Rock Cycle: Evolving Process
The rock cycle of plate tectonics is an evolutionary process. Magma formation promotes the eruption of the more silicic and volatile-rich portion of the crustal or upper mantle material, both in the spreading ridge environment and inside the wedge above a subduction zone. This less dense material is more likely to remain in the crust than to be re-subducted into the mantle. The magmatic features of plate tectonics tend to gradually separate the mantle from the crust or the other way around.

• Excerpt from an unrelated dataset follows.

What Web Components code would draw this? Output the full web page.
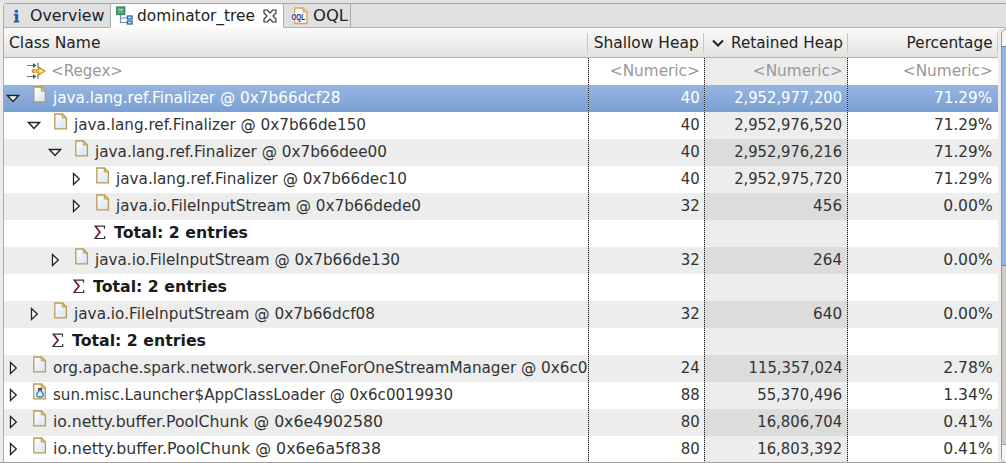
<!DOCTYPE html>
<html lang="en"><head><meta charset="utf-8"><title>dominator_tree</title>
<style>html,body{margin:0;width:1006px;height:463px;overflow:hidden;background:#edeceb}</style></head>
<body><heap-view></heap-view>
<script>
const ICONS = {
info:`<svg width="16" height="16" viewBox="0 0 16 16"><circle cx="5.4" cy="3.2" r="1.7" fill="#1763a8"/><path d="M3 6h4v7h1v1.3H3V13h1.3V7.3H3z" fill="#1763a8" stroke="#1763a8" stroke-width=".4"/></svg>`,
tree:`<svg width="18" height="20" viewBox="0 0 18 20"><path d="M4.500 10v7.500H11M4.500 13H11" fill="none" stroke="#7f8cad" stroke-width="1.200"/><rect x=".7" y="2" width="8" height="7.500" fill="#58aa76" stroke="#3a8259" stroke-width="1.300"/><path d="M2.500 4h4.500v1.500h-4.500z" fill="#9bd2ac"/><rect x="11.300" y="11" width="4.800" height="3" fill="#c5e1f7" stroke="#2769ab" stroke-width="1.300"/><rect x="11.300" y="16" width="4.800" height="3" fill="#c5e1f7" stroke="#2769ab" stroke-width="1.300"/></svg>`,
close:`<svg width="14" height="14" viewBox="0 0 14 14"><path d="M1 1h3.200L7 4l2.800-3H13v3L10 7l3 3v3H9.800L7 10l-2.800 3H1v-3l3-3-3-3z" fill="#fff" stroke="#333" stroke-width="1.150"/></svg>`,
oql:`<svg width="17" height="18" viewBox="0 0 17 18"><path d="M3.600 1h8.400l4 4v11.500H3.600z" fill="#fbfbf4" stroke="#cfac55" stroke-width="1.300"/><path d="M12 1v4h4" fill="#ebc768" stroke="#cfac55"/><rect x="0" y="6" width="14.500" height="7.500" fill="#eeeef6" opacity=".9"/><text x=".5" y="13" textLength="13.500" lengthAdjust="spacingAndGlyphs" font-family="Liberation Sans,sans-serif" font-weight="700" font-size="9" fill="#2d2b88">OQL</text></svg>`,
file:`<svg width="14" height="17" viewBox="0 0 14 17"><defs><linearGradient id="g" x2=".8" y2="1"><stop stop-color="#fff"/><stop offset="1" stop-color="#d8e5f8"/></linearGradient></defs><path d="M.8 1h7.700L12.400 5v10.800H.8z" fill="url(#g)" stroke="#b99b52" stroke-width="1.300"/><path d="M8.300 1v4h4.200z" fill="#edc978" stroke="#c39b43"/></svg>`,
sigma:`<svg width="12" height="15" viewBox="0 0 12 15"><path d="M10.500 3.700V1.200H1.200L6 7.300.8 13.500h9.900v-2.500" fill="none" stroke="#333" stroke-width="1.200"/><path d="M1.800 1.500L6 7.300 1.300 13" fill="none" stroke="#7c1f2b" stroke-width="1.500"/></svg>`,
filter:`<svg width="20" height="18" viewBox="0 0 20 18"><path d="M0 3.500h7M0 14.500h7M11 .8v5M11 12v5" stroke="#5d7688" stroke-width="1.200"/><path d="M6 1l3.500 2.500L6 6zM6 12l3.500 2.500L6 17z" fill="#3d5a70"/><path d="M5.500 7.800h6V5l6.200 4-6.200 4v-2.800h-6z" fill="#ffe1a0" stroke="#cf8e22" stroke-width="1.300"/></svg>`,
open:`<svg width="14" height="10" viewBox="0 0 14 10"><path d="M1.500 1.500h11L7 7.500z" fill="#fff" stroke="#222" stroke-width="1.400"/></svg>`,
shut:`<svg width="9" height="14" viewBox="0 0 9 14"><path d="M1.500 1.500v11L7.300 7z" fill="#fff" stroke="#222" stroke-width="1.300"/></svg>`
};
ICONS.loader = ICONS.file.replace('</svg>','<path d="M5 5h4v2.500H5z" fill="#8e3a20"/><path d="M5.500 7.500h3v1l1.700 2v2.500l-1.700 1h-3l-1.700-1v-2.500l1.700-2z" fill="#e6f2fc" stroke="#387db8" stroke-width="1.300"/></svg>');
const esc=s=>(s||'').replace(/&/g,'&amp;').replace(/</g,'&lt;').replace(/>/g,'&gt;');
class Base extends HTMLElement{
  connectedCallback(){ if(!this.shadowRoot){this.attachShadow({mode:'open'}).innerHTML=this.view();} }
}
customElements.define('ui-icon',class extends Base{
  view(){return `<style>:host{display:block;flex:none;line-height:0}svg{display:block}</style>${ICONS[this.getAttribute('name')]}`}
});
/* Label drawn at a set width; attribute w is the advance in px, "end" anchors it to the right. */
customElements.define('fit-text',class extends Base{
  view(){return `<style>:host{display:block;flex:none;white-space:pre}span{display:inline-block;transform-origin:${this.hasAttribute('end')?'100%':'0'} 50%}</style><span><slot></slot></span>`}
  connectedCallback(){super.connectedCallback();
    const s=this.shadowRoot.querySelector('span'),w=+this.getAttribute('w');
    if(w){const k=w/s.getBoundingClientRect().width;s.style.transform=`scaleX(${k})`;if(!this.hasAttribute('end'))this.style.width=w+'px'}
  }
});
customElements.define('view-tab',class extends Base{
  view(){return `<style>:host{display:flex;box-sizing:border-box;height:24px;border-right:1px solid #aaa;border-bottom:1px solid #b5b2af;background:#e0e0e0}
  :host([active]){background:#fff;border-bottom-color:#fff;border-left:1px solid #aaa;border-radius:3px 3px 0 0}</style><slot></slot>`}
});
customElements.define('head-cell',class extends Base{
  view(){return `<style>:host{display:flex;box-sizing:border-box;height:29px;align-items:center;justify-content:flex-end;padding:1px 5px 0 0;position:relative;line-height:28px;color:#222}
  :host(:first-of-type){justify-content:flex-start;padding-left:5px}
  :host::after{content:"";position:absolute;right:0;top:5px;height:20px;width:1px;background:#c9c6c3}</style><slot></slot>`}
});
customElements.define('tree-row',class extends Base{
  view(){
    const a=n=>this.getAttribute(n), lv=+a('level')||0, kind=a('kind');
    const nw=[a('w1'),a('w2'),a('w3')];
    const vals=[a('shallow'),a('retained'),a('pct')];
    let lead;
    if(kind==='filter') lead=`<ui-icon name="filter" style="margin:4px 4px 0 23px"></ui-icon>`;
    else if(kind==='total') lead=`<ui-icon name="sigma" style="margin:5px 8px 0 ${48+lv*21}px"></ui-icon>`;
    else lead=`<ui-icon name="${a('state')}" style="margin:${a('state')==='open'?9:6}px 0 0 ${(a('state')==='open'?2:5)+lv*21}px;width:${a('state')==='open'?27:24}px"></ui-icon><ui-icon name="${a('icon')||'file'}" style="margin:1px 6px 0 0"></ui-icon>`;
    return `<style>
    :host{display:grid;grid-template-columns:585px 116px 143px 150px;height:27px;line-height:26px;background:#fff;color:#333}
    :host([odd]){background:#ededed}
    :host([kind=filter]){color:#999}
    :host([kind=total]){font-weight:700;color:#1a1a1a}
    :host([selected]){background:linear-gradient(#96b6e1,#7a9fd2);color:#fff}
    .c{box-sizing:border-box;overflow:hidden;display:flex;height:27px}
    .n{justify-content:flex-end;padding-right:5.5px}
    .r{background:rgba(0,0,0,.072)}
    :host([selected]) .r{background:none}
    </style><div class="c">${lead}<fit-text w="${a('w')}">${esc(a('label'))}</fit-text></div>`+
    vals.map((v,i)=>`<div class="c n ${i===1?'r':''}">${v?`<fit-text end w="${nw[i]||''}">${esc(v)}</fit-text>`:''}</div>`).join('');
  }
});
const F=(level,state,label,w,s,r,rw,p,extra='')=>`<tree-row level="${level}" state="${state}" label="${label}" w="${w}" shallow="${s}" w1="19" retained="${r}" w2="${rw}" pct="${p}" w3="${p[0]==='7'?58:49.5}" ${extra}></tree-row>`;
const T=level=>`<tree-row kind="total" level="${level}" label="Total: 2 entries" w="134"></tree-row>`;
customElements.define('heap-view',class extends Base{
  view(){return `<style>
  :host{display:block;width:1006px;height:463px;position:relative;font:16.3px "DejaVu Sans",sans-serif;background:#edeceb;overflow:hidden}
  .tabs{display:flex;box-sizing:border-box;height:25px;margin:0 0 0 3px;border-top:1px solid #a5a5a5;border-left:1px solid #aaa;border-radius:4px 0 0 0;background:#e0e0e0;line-height:24px;color:#222}
  .rest{flex:1;border-bottom:1px solid #b5b2af}
  .top{height:3px;background:#e2e2e2}
  .main{display:flex}
  .table{box-sizing:border-box;width:995px;margin-left:3px;border-left:1px solid #aaa8a5;position:relative}
  .head{display:grid;grid-template-columns:584px 116px 144px 150px;height:30px;box-sizing:border-box;border-bottom:1px solid #b7b3af;background:linear-gradient(#fbfbfa,#e4e2e0)}
  .grid{position:absolute;top:30px;bottom:0;width:1px;background:repeating-linear-gradient(#222 0 1px,#bbb 1px 2px)}
  .bar{flex:1;display:flex;padding:1px 0 0 3px}
  .scroll{box-sizing:border-box;width:20px;flex:none;border:1px solid #9a9794;border-radius:5px;background:#d0cdc9;overflow:hidden;height:434px}
  .btn{height:16px;background:#f7f6f5;border-bottom:1px solid #6484b0}
  .thumb{height:218px;background:#91b5e5;border-bottom:1px solid #6484b0}
  .end{margin-top:178px;height:18px;background:#f7f6f5;border-top:1px solid #9a9794}
  .foot{position:absolute;left:0;right:0;bottom:0;height:1px;background:#a5a29f}
  </style>
  <div class="top"></div>
  <div class="tabs">
   <view-tab style="width:106px;border-right:0"><ui-icon name="info" style="margin:4px 0 0 7px;width:19px"></ui-icon><fit-text w="74.5">Overview</fit-text></view-tab>
   <view-tab active style="width:174px"><ui-icon name="tree" style="margin:1px 3px 0 5px"></ui-icon><fit-text w="118">dominator_tree</fit-text><ui-icon name="close" style="margin:5px 0 0 8px"></ui-icon></view-tab>
   <view-tab style="width:67px"><ui-icon name="oql" style="margin:3px 5px 0 7px"></ui-icon><fit-text w="35">OQL</fit-text></view-tab>
   <div class="rest"></div>
  </div>
  <div class="main"><div class="table">
   <div class="head"><head-cell><fit-text w="91.500">Class Name</fit-text></head-cell><head-cell><fit-text end w="105">Shallow Heap</fit-text></head-cell>
   <head-cell><svg width="12" height="9" viewBox="0 0 12 9" style="margin-right:7px"><path d="M1 1.500l5 5 5-5" fill="none" stroke="#222" stroke-width="2"/></svg><fit-text w="112">Retained Heap</fit-text></head-cell><head-cell><fit-text end w="86">Percentage</fit-text></head-cell></div>
   <tree-row kind="filter" label="&lt;Regex&gt;" w="72" shallow="&lt;Numeric&gt;" w1="90" retained="&lt;Numeric&gt;" w2="90" pct="&lt;Numeric&gt;" w3="90"></tree-row>`
   +F(0,'open','java.lang.ref.Finalizer @ 0x7b66dcf28',287.5,40,'2,952,977,200',108,'71.29%','selected')
   +F(1,'open','java.lang.ref.Finalizer @ 0x7b66de150',292,40,'2,952,976,520',108,'71.29%')
   +F(2,'open','java.lang.ref.Finalizer @ 0x7b66dee00',292,40,'2,952,976,216',108,'71.29%','odd')
   +F(3,'shut','java.lang.ref.Finalizer @ 0x7b66dec10',291,40,'2,952,975,720',108,'71.29%')
   +F(3,'shut','java.io.FileInputStream @ 0x7b66dede0',305,32,'456',29,'0.00%','odd')
   +T(2)
   +F(2,'shut','java.io.FileInputStream @ 0x7b66de130',305,32,'264',29,'0.00%','odd')
   +T(1)
   +F(1,'shut','java.io.FileInputStream @ 0x7b66dcf08',301,32,'640',29,'0.00%','odd')
   +T(0)
   +F(0,'shut','org.apache.spark.network.server.OneForOneStreamManager @ 0x6c0',534.5,24,'115,357,024',94,'2.78%','odd')
   +F(0,'shut','sun.misc.Launcher$AppClassLoader @ 0x6c0019930',400,88,'55,370,496',85,'1.34%','icon="loader"')
   +F(0,'shut','io.netty.buffer.PoolChunk @ 0x6e4902580',330,80,'16,806,704',85,'0.41%','odd')
   +F(0,'shut','io.netty.buffer.PoolChunk @ 0x6e6a5f838',328,80,'16,803,392',85,'0.41%')
   +`<div class="grid" style="left:584px"></div><div class="grid" style="left:700px"></div><div class="grid" style="left:843px"></div>
  </div><div class="bar"><div class="scroll"><div class="btn"></div><div class="thumb"></div><div class="end"></div></div></div></div>
  <div class="foot"></div>`}
});
</script></body></html>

The early melt of magma is made up of the more silicic phases, which have a lower melting point. This causes the lithosphere to further separate and partially melt. Furthermore, because the silicic continental crust is very buoyant, it is not often re-subducted into the mantle. As a result, the continental masses continue to grow bigger and bigger.
FAQs on Rock Cycle
Question 1: What are the three main types of rocks?
Answer:
The three main types of rocks- Igneous rocks, sedimentary rocks, and metamorphic rocks.
Question 2: What is the Rock cycle?
Answer:
The rock cycle illustrates how the three different types of rocks are connected to one another and how processes shift throughout time from one type to another.
Question 3: What are the stages of the Rock cycle?
Answer:
Weathering. Erosion and Transport. Deposition of Sediment. Burial and Compaction. Crystallization of Magma. Melting, Uplift. Deformation and Metamorphism are the various stages of rock cycle.
Question 4: Discuss the importance of the Rock cycle.
Answer:
Because it permits rocks to transform into different types of rocks based on their location and conditions, the rock cycle is a crucial component of our dynamic Earth. In other words, when the Earth’s surface changes as a result of plate tectonics, it aids in the recycling of materials so that new structures may be constructed.
Question 5: How are rocks formed?
Answer:
As more and more material is dumped on top of the buried sediments, they get compressed. The sediments eventually accumulate to high density turning them into rock. Lithification is the term for this procedure. Igneous rocks are made of melt or lava that has crystallized.